** start **

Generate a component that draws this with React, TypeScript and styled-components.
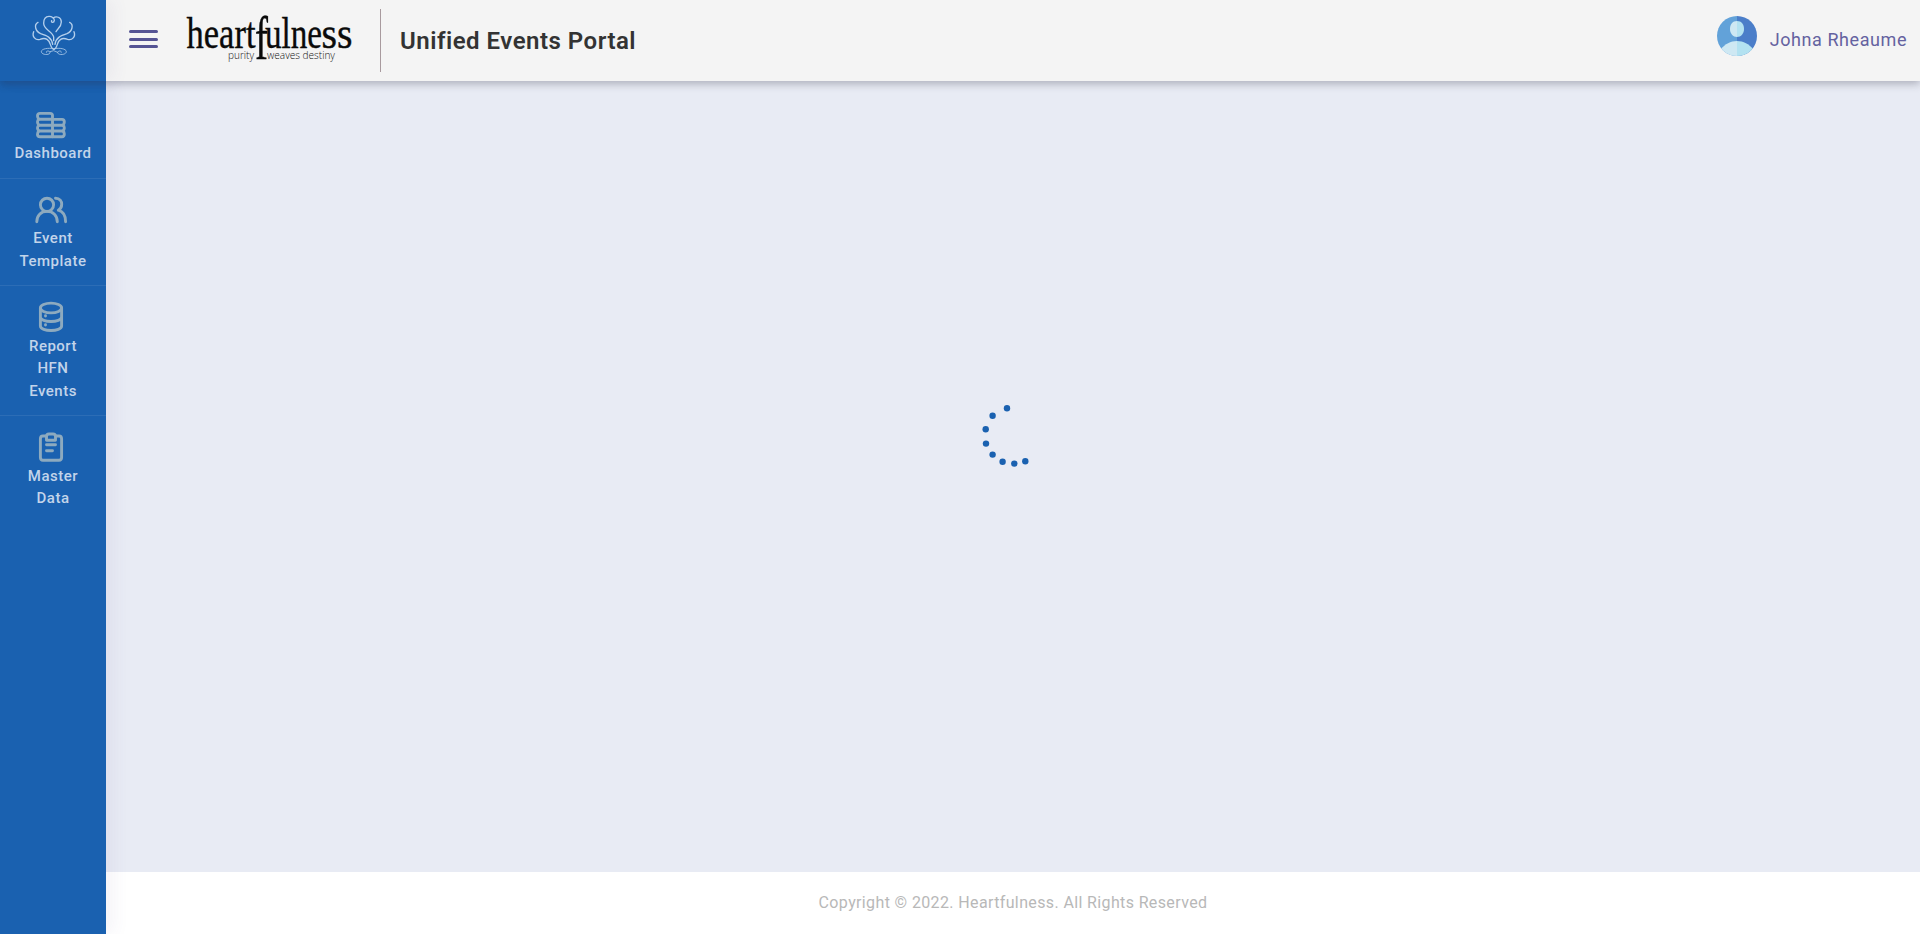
import React from 'react';
import styled, { createGlobalStyle } from 'styled-components';

const GlobalStyle = createGlobalStyle`
  * { box-sizing: border-box; }
  html, body { margin: 0; padding: 0; }
  body {
    font-family: Roboto, sans-serif;
    background: #e8ebf4;
    overflow: hidden;
  }
`;

const Page = styled.div`
  display: flex;
  flex-direction: column;
  height: 100vh;
`;

const Header = styled.header`
  display: flex;
  flex: none;
  height: 81px;
  background: #f4f4f4;
  box-shadow: 0 3px 8px rgba(40, 40, 60, 0.3);
  position: relative;
  z-index: 3;
`;

const Brand = styled.div`
  flex: none;
  width: 106px;
  padding: 13px 0 0 30px;
  background: #1a61b0;
  box-shadow: 8px 0 16px rgba(90, 60, 140, 0.06);
`;

const HeaderBar = styled.div`
  display: flex;
  flex: 1;
  padding: 0 13px 0 23px;
`;

const MenuButton = styled.button`
  display: flex;
  flex-direction: column;
  justify-content: space-between;
  width: 29px;
  height: 18px;
  margin: 30px 27px 0 0;
  padding: 0;
  border: 0;
  background: none;
`;

const MenuLine = styled.span`
  height: 3px;
  border-radius: 2px;
  background: #555494;
`;

const Title = styled.h1`
  margin: 0;
  padding-left: 19px;
  font-size: 24px;
  font-weight: 600;
  line-height: 82px;
  letter-spacing: 0.5px;
  color: #333;
`;

const Divider = styled.span`
  width: 1px;
  height: 63px;
  margin: 9px 0 0 25px;
  background: #a89a9e;
`;

const User = styled.div`
  display: flex;
  margin-left: auto;
  padding-top: 16px;
  gap: 13px;
`;

const UserName = styled.span`
  font-size: 18px;
  line-height: 48px;
  letter-spacing: 0.57px;
  color: #6462a0;
`;

const Body = styled.div`
  display: flex;
  flex: 1;
  min-height: 0;
`;

const Sidebar = styled.nav`
  flex: none;
  width: 106px;
  padding-top: 13px;
  background: #1a61b0;
  box-shadow: 8px 0 16px rgba(90, 60, 140, 0.06);
  position: relative;
  z-index: 2;
`;

const NavItem = styled.a`
  display: flex;
  flex-direction: column;
  align-items: center;
  padding: 14.65px 10px 13.08px;
  border-bottom: 1px solid #2c6db6;
  color: #c2d4ea;
  font-size: 15px;
  font-weight: 500;
  line-height: 22.5px;
  letter-spacing: 0.5px;
  text-align: center;

  &:last-child { padding-top: 15.2px; border-bottom: 0; }

  svg { display: block; margin: 0 4px 1.67px 0; }
`;

const Content = styled.div`
  display: flex;
  flex: 1;
  flex-direction: column;
`;

const Main = styled.main`
  display: flex;
  flex: 1;
  align-items: center;
  justify-content: center;
  background: #e8ebf4;
  padding-bottom: 81px;
`;

const Footer = styled.footer`
  flex: none;
  height: 62px;
  background: #fff;
  color: #b8b8b8;
  font-size: 16px;
  line-height: 62px;
  letter-spacing: 0.37px;
  text-align: center;
`;

const WordmarkSvg = styled.svg`
  display: block;
  flex: none;
  margin-top: 14px;
  overflow: visible;
`;

const lotusHalf = (
  <>
    <path d="M114 67C101 74 106 94 122 101C140 107 155 112 158 133" />
    <path d="M101 95C95 110 107 122 120 118C139 111 147 120 151 133C154 143 157 147 162 148" />
    <path d="M160 146C145 143 124 146 124 155C125 166 151 166 150 157C148 151 137 152 139 157" strokeWidth="2.4" />
  </>
);

const LotusLogo = () => (
  <svg width="47" height="44" viewBox="90 39 141 132" fill="none" stroke="#b4cfec" strokeWidth="4" strokeLinecap="round">
    {lotusHalf}
    <g transform="translate(323 0) scale(-1 1)">{lotusHalf}</g>
    <path d="M155 62C152 68 162 70 163 61C163 47 131 41 131 70C131 90 158 94 161 111L161 122" />
    <path d="M160 54C168 47 184 51 184 66C184 82 171 87 168 95" />
    <path d="M150 155L161 152L173 157" strokeWidth="2.4" />
  </svg>
);

const Wordmark = () => (
  <WordmarkSvg width="170" height="50" viewBox="185 14 170 50">
    <g fontFamily="'Liberation Serif', serif" fill="#0a0a0a" stroke="#0a0a0a" strokeWidth=".4">
      <text x="186.5" y="47.7" fontSize="44.500" textLength="69" lengthAdjust="spacingAndGlyphs">heart</text>
      <text x="255" y="59.3" fontSize="62" textLength="13" lengthAdjust="spacingAndGlyphs">f</text>
      <text x="265" y="47.7" fontSize="44.500" textLength="57" lengthAdjust="spacingAndGlyphs">ulne</text>
      <text x="321.5" y="47.7" fontSize="44.500" textLength="31" lengthAdjust="spacingAndGlyphs">ss</text>
    </g>
    <g fontFamily="'Open Sans', sans-serif" fontWeight="300" fontSize="11" fill="#111">
      <text x="228" y="59.3" textLength="26" lengthAdjust="spacingAndGlyphs">purity</text>
      <text x="267" y="59.3" textLength="68" lengthAdjust="spacingAndGlyphs">weaves destiny</text>
    </g>
  </WordmarkSvg>
);

const Avatar = () => (
  <svg width="40" height="40" viewBox="0 0 40 40">
    <clipPath id="disc"><circle cx="20" cy="20" r="20" /></clipPath>
    <g clipPath="url(#disc)">
      <path d="M0 0H20V40H0Z" fill="#62a2d9" />
      <path d="M20 0H40V40H20Z" fill="#4b7ec9" />
      <path d="M20 5C15.500 5 13 8.500 13 13S16 21 20 21Z" fill="#cee8f3" />
      <path d="M20 5C24.500 5 27 8.500 27 13S24 21 20 21Z" fill="#b3e2f1" />
      <path d="M20 25C13.500 25 8 28 4 33V40H20Z" fill="#cee8f3" />
      <path d="M20 25C26.500 25 32 28 36 33V40H20Z" fill="#b3e2f1" />
    </g>
  </svg>
);

const NavIcon = ({ children }: { children: React.ReactNode }) => (
  <svg width="34" height="32" viewBox="0 0 34 32" fill="none" stroke="#8daabf" strokeWidth="2.9" strokeLinecap="round" strokeLinejoin="round">
    {children}
  </svg>
);

const items = [
  {
    lines: ['Dashboard'],
    icon: (
      <>
        <path d="M6 4.400H16Q18.500 4.400 18.500 6.500V27.700H6Q3.500 27.700 3.500 25.500Q3.500 23 5 22Q3.500 21 3.500 19Q3.500 17 5 16.200Q3.500 15 3.500 13Q3.500 11 5 10.300Q3.500 9 3.500 7Q3.500 4.400 6 4.400Z" />
        <path d="M18.500 10.400H28Q30.300 10.400 30.300 13Q30.300 15 29 16.200Q30.300 17 30.300 19Q30.300 21 29 22Q30.300 23 30.300 25Q30.300 27.700 28 27.700H18.500" />
        <path d="M5 10.300H18.500M5 16.200H29M5 22H29" />
      </>
    ),
  },
  {
    lines: ['Event', 'Template'],
    icon: (
      <>
        <circle cx="13" cy="10.800" r="6.600" />
        <path d="M2.800 27.800C2.800 21.500 7 17.400 13 17.400S23.300 21.500 23.300 27.800" />
        <path d="M21.500 4.200C26 4.200 27.700 7.500 27.700 10.300C27.700 13 26.500 15 24.300 16.200C29 17.500 31.600 22 31.600 27.800" />
      </>
    ),
  },
  {
    lines: ['Report', 'HFN', 'Events'],
    icon: (
      <>
        <ellipse cx="17" cy="7" rx="10.600" ry="4.900" />
        <path d="M6.400 7V25C6.400 31 27.600 31 27.600 25V7M6.400 16C6.400 22 27.600 22 27.600 16" />
        <path d="M11.500 14.700V15M11.500 23.700V24" />
      </>
    ),
  },
  {
    lines: ['Master', 'Data'],
    icon: (
      <>
        <path d="M12 5H9Q6.400 5 6.400 7.800V26.500Q6.400 29.200 9 29.200H25Q27.600 29.200 27.600 26.500V7.800Q27.600 5 25 5H22" />
        <path d="M12.500 5.500Q12.500 3 15 3H19Q21.500 3 21.500 5.500V9.200H12.500ZM12.500 13.700H21.500M12.500 19.700H18.500" />
      </>
    ),
  },
];

const dots = [
  [1007, 408.2], [992.6, 415.7], [985.7, 429.3], [986, 443.6],
  [992.6, 454.6], [1002.6, 461.7], [1014.3, 463.6], [1025.3, 461.3],
];

const Spinner = () => (
  <svg width="64" height="64" viewBox="981 404 64 64" fill="#1a61b0">
    {dots.map(([x, y]) => <circle key={x + y} cx={x} cy={y} r="3.200" />)}
  </svg>
);

export default function App() {
  return (
    <Page>
      <GlobalStyle />
      <Header>
        <Brand><LotusLogo /></Brand>
        <HeaderBar>
          <MenuButton aria-label="Menu"><MenuLine /><MenuLine /><MenuLine /></MenuButton>
          <Wordmark />
          <Divider />
          <Title>Unified Events Portal</Title>
          <User>
            <Avatar />
            <UserName>Johna Rheaume</UserName>
          </User>
        </HeaderBar>
      </Header>
      <Body>
        <Sidebar>
          {items.map(({ lines, icon }) => (
            <NavItem key={lines[0]}>
              <NavIcon>{icon}</NavIcon>
              {lines.map((line) => <span key={line}>{line}</span>)}
            </NavItem>
          ))}
        </Sidebar>
        <Content>
          <Main><Spinner /></Main>
          <Footer>Copyright © 2022. Heartfulness. All Rights Reserved</Footer>
        </Content>
      </Body>
    </Page>
  );
}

** end **

_What to produce:_
Pull out each line containing the word "React" and copy it.

_Response:_
Generate a component that draws this with React, TypeScript and styled-components.
import React from 'react';
const NavIcon = ({ children }: { children: React.ReactNode }) => (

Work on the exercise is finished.